During the 1980's and 1990's "crypto wars", an occasional topic of speculation was just how much the NSA was ahead of the open/public/academic cryptography research community in cryptanalysis and cipher design. We wondered (and still wonder) whether the NSA was merely a strong center of expertise, a bit ahead of the rest of us by virtue of their focused mission and culture, or were they more of a crypto-mathematical superpower, possessing amazing techniques that effectively
demolish every cipher in the public domain?

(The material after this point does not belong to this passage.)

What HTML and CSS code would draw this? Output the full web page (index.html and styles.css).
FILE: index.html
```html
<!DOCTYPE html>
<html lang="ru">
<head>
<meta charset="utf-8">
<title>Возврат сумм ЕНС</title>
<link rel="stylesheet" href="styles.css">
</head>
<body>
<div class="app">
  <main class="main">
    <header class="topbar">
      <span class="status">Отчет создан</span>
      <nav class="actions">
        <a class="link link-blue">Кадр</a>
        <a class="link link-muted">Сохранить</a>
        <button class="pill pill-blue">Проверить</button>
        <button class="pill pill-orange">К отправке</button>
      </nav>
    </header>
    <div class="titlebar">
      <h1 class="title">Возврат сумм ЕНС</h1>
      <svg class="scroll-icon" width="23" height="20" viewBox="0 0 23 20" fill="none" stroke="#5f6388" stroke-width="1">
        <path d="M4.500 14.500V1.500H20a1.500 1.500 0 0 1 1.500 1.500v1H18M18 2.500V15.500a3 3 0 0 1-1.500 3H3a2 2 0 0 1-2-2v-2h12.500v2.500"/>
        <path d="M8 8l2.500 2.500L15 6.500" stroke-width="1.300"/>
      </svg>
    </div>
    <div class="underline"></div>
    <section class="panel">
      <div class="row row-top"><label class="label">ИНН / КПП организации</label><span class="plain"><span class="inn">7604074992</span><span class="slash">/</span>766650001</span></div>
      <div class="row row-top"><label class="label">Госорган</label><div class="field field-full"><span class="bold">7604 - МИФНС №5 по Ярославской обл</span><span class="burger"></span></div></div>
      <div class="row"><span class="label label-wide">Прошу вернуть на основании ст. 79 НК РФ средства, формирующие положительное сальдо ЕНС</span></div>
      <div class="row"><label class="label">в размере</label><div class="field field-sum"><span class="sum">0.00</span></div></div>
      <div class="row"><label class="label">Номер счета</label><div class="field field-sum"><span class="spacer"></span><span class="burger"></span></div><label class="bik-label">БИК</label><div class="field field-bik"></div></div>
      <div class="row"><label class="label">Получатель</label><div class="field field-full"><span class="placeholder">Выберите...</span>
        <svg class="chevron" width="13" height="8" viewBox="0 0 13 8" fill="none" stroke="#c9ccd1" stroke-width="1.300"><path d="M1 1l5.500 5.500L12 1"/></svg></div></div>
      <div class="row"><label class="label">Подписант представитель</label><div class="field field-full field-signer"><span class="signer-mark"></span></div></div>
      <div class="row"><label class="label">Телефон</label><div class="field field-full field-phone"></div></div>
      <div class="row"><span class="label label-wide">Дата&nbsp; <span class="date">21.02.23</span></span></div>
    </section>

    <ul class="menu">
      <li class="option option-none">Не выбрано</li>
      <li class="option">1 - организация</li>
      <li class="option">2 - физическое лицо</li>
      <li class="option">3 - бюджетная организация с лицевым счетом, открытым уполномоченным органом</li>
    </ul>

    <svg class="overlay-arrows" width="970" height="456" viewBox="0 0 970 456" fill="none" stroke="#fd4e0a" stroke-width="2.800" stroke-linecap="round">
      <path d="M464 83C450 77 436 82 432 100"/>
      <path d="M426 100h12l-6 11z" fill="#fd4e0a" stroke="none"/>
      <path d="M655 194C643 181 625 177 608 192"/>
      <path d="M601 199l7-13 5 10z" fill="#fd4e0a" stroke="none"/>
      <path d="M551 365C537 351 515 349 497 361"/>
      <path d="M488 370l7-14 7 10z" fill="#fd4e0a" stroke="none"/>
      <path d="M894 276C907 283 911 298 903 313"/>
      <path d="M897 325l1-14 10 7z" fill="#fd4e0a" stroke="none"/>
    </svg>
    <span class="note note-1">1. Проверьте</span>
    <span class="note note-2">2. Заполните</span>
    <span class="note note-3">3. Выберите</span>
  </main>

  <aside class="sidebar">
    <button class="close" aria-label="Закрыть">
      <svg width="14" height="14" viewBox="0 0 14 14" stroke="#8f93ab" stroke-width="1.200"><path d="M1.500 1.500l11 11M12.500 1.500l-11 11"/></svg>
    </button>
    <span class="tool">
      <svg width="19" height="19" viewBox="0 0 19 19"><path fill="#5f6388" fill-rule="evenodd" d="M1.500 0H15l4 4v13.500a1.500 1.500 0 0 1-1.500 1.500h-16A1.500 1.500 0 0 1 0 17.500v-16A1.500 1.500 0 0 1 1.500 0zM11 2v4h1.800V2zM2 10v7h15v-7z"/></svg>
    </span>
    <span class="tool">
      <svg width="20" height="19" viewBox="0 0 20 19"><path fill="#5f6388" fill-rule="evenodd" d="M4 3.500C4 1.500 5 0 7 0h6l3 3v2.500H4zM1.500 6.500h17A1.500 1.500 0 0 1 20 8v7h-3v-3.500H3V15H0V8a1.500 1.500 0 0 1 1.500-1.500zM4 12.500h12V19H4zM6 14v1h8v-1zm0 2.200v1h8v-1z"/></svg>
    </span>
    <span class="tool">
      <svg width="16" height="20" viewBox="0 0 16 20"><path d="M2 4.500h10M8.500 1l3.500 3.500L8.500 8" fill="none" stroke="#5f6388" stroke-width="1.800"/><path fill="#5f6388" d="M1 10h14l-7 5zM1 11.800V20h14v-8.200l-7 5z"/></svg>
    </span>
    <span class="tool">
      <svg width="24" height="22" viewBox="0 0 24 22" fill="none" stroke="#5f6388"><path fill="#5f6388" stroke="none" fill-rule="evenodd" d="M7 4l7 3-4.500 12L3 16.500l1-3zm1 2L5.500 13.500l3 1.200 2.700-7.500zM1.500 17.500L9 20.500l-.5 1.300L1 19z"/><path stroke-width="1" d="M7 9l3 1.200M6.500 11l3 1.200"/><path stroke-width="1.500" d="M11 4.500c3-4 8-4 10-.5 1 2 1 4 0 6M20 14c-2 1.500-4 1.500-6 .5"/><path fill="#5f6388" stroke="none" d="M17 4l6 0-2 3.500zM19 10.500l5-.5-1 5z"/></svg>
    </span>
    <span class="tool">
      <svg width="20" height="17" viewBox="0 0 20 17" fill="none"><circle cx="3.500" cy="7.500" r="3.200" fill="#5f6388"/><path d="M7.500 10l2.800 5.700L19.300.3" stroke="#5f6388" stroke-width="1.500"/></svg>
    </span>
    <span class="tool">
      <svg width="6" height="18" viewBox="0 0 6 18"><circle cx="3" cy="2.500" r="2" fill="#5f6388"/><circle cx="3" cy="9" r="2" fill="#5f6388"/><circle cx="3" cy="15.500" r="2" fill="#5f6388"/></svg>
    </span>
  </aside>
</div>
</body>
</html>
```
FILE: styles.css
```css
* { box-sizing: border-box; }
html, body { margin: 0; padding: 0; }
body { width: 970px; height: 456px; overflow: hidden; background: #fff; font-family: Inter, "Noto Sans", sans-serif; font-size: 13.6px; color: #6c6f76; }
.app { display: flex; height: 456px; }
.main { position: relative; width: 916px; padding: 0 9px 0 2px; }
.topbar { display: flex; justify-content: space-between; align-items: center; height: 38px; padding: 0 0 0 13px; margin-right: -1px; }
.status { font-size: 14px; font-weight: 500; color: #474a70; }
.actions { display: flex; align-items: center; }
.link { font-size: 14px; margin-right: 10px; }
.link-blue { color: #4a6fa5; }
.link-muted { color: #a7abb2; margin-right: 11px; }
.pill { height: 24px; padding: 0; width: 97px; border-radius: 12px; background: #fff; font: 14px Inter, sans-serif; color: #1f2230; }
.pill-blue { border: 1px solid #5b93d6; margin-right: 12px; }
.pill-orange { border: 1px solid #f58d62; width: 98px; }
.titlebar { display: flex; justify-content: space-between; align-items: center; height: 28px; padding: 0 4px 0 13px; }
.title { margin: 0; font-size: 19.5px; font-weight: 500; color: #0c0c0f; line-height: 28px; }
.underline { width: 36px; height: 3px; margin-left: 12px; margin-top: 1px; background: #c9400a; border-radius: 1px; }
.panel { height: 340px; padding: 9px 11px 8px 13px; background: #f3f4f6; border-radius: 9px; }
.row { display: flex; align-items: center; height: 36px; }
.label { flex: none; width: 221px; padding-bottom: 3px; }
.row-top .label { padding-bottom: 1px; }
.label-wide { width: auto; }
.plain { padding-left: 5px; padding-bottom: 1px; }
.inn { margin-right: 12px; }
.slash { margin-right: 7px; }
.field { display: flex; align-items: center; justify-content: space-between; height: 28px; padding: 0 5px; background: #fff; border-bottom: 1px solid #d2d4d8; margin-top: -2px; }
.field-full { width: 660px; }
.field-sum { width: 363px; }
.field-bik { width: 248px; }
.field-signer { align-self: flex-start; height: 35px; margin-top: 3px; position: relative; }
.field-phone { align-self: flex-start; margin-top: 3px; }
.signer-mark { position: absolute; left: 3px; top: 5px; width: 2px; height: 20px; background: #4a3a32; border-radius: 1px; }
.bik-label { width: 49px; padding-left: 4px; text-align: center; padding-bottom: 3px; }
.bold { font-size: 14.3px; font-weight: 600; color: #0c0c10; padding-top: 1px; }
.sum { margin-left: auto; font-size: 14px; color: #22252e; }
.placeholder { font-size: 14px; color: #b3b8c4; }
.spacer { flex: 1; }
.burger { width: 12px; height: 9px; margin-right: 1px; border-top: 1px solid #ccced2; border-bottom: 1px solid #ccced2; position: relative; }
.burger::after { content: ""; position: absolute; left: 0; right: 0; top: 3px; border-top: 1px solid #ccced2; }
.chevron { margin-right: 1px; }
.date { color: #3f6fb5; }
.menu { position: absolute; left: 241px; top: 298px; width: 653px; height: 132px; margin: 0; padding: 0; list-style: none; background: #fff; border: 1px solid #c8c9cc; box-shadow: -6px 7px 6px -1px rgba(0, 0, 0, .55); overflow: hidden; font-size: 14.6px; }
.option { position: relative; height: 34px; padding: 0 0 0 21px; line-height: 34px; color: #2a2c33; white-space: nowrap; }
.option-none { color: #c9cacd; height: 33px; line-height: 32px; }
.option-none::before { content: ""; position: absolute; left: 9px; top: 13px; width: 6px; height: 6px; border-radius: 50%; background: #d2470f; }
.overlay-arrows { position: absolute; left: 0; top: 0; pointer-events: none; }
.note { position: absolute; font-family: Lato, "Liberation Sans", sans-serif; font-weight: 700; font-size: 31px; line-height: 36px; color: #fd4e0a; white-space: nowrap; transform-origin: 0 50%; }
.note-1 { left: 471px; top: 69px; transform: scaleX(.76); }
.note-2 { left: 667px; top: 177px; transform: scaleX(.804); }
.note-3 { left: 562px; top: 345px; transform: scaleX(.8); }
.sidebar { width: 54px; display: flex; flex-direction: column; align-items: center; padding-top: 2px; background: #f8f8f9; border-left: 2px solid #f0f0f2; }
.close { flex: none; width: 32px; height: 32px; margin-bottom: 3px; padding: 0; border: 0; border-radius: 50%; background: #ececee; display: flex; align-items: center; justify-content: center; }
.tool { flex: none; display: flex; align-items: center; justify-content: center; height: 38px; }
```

For those of us in the unclassified world, there has relatively little evidence to go on beyond the occasional tantalizing technical nugget, and even those have been hardly uniform in their message. The impressively well- engineered
resistance of DES to differential cryptanalysis (apparently called the
"tickle attack" on the inside years before Biham and Shamir's result) and the narrow -- but apparently solid -- resistance of Skipjack to various new attacks suggests a remarkably sophisticated set of decades-old cipher design and analysis tools that the civilian world is only beginning to catch up with. On the other hand, there have been blunders, like the early problems with SHA and the protocol weaknesses in Clipper, that suggest that the NSA's crypto toolkit might not be
all that much sharper than ours after all.

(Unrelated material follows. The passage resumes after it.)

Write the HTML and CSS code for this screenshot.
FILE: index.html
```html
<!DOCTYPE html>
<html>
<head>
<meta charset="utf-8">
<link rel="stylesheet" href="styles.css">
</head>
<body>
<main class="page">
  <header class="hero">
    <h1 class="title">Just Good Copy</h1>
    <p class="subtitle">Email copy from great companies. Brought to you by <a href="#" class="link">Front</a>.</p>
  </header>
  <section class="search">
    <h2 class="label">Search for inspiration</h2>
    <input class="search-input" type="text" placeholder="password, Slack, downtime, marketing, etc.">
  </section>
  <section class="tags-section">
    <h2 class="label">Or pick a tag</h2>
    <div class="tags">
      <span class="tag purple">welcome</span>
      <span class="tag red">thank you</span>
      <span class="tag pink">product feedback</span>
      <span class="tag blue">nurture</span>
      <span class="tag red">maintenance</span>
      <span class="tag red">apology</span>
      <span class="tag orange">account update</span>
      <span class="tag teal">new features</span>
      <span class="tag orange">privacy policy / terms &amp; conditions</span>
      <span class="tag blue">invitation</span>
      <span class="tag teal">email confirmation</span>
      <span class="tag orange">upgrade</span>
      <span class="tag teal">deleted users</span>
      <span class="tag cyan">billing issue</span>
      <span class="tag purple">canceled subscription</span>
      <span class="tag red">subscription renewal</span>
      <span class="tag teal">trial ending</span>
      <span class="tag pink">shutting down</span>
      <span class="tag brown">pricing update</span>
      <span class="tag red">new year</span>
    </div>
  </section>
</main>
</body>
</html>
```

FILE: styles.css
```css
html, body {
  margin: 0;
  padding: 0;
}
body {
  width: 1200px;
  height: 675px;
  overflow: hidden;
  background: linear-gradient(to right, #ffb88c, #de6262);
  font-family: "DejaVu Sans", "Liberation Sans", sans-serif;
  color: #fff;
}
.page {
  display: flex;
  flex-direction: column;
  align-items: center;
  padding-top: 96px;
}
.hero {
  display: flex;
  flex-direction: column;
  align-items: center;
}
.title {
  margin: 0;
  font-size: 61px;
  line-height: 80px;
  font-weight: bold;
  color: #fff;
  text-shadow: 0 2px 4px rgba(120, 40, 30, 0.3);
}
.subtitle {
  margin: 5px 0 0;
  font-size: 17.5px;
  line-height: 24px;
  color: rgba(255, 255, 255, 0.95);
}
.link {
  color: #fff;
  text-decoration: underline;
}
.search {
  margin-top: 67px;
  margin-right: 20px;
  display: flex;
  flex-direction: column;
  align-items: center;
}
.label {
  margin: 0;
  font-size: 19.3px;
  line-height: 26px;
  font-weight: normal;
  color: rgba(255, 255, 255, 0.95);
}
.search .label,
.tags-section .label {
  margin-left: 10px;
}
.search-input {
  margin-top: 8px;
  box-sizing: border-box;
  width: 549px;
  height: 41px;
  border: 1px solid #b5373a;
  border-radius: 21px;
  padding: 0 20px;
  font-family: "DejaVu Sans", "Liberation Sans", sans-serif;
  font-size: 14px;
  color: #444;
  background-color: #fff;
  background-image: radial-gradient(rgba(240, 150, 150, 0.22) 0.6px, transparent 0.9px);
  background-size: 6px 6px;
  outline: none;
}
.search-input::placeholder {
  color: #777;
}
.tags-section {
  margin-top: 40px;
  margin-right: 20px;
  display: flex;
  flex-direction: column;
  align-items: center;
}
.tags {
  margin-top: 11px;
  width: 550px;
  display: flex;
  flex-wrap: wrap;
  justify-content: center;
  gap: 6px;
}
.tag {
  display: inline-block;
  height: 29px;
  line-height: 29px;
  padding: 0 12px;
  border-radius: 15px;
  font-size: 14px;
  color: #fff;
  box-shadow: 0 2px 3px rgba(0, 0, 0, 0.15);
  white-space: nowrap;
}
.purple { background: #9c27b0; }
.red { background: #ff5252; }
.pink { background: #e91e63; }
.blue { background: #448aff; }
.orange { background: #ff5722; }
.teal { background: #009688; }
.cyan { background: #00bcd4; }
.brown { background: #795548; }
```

Anyway, there's now a bit more fuel for speculation. The latest batch of (still partly redacted) publicly-released NSA technical and historical publications includes several policy papers from the 1990's that touch on NSA's dominance
over crypto in the face of an increasingly sophisticated public research
community (among other factors). I found one of the most interesting (if frustratingly censored) new documents to address this point was "Third Party
Nations: Partners and Targets" from Winter 1989:
    http://www.nsa.gov/public/third_part_nations.pdf

This paper discusses the pros and cons (from the NSA's perspective) of sharing cryptologic technology with other countries. The specifics (presumably naming names of the countries concerned) are all redacted, but what remains is a hypothetical dialog between "liberal" (pro-sharing) and "conservative" (anti- sharing) internal viewpoints. Page 8 of the PDF (marked as page 17) addresses the general spread of cryptographic expertise. Interestingly, both the liberal and the conservative sides acknowledge the rapid development of public cryptographic expertise, and this was back in 1989. The conservative argument relied here not on the NSA's better crypto-mathematics (an advantage that they seemed to believe was shrinking), but rather on the large gap between
the theory and actual deployment in the non-NSA world (a problem that we
here have long recognized).

Anyway, this isn't big news, since it's essentially what most of us have
suspected all along, but this is the earliest document I'm aware of from
inside the NSA to explicitly address the question.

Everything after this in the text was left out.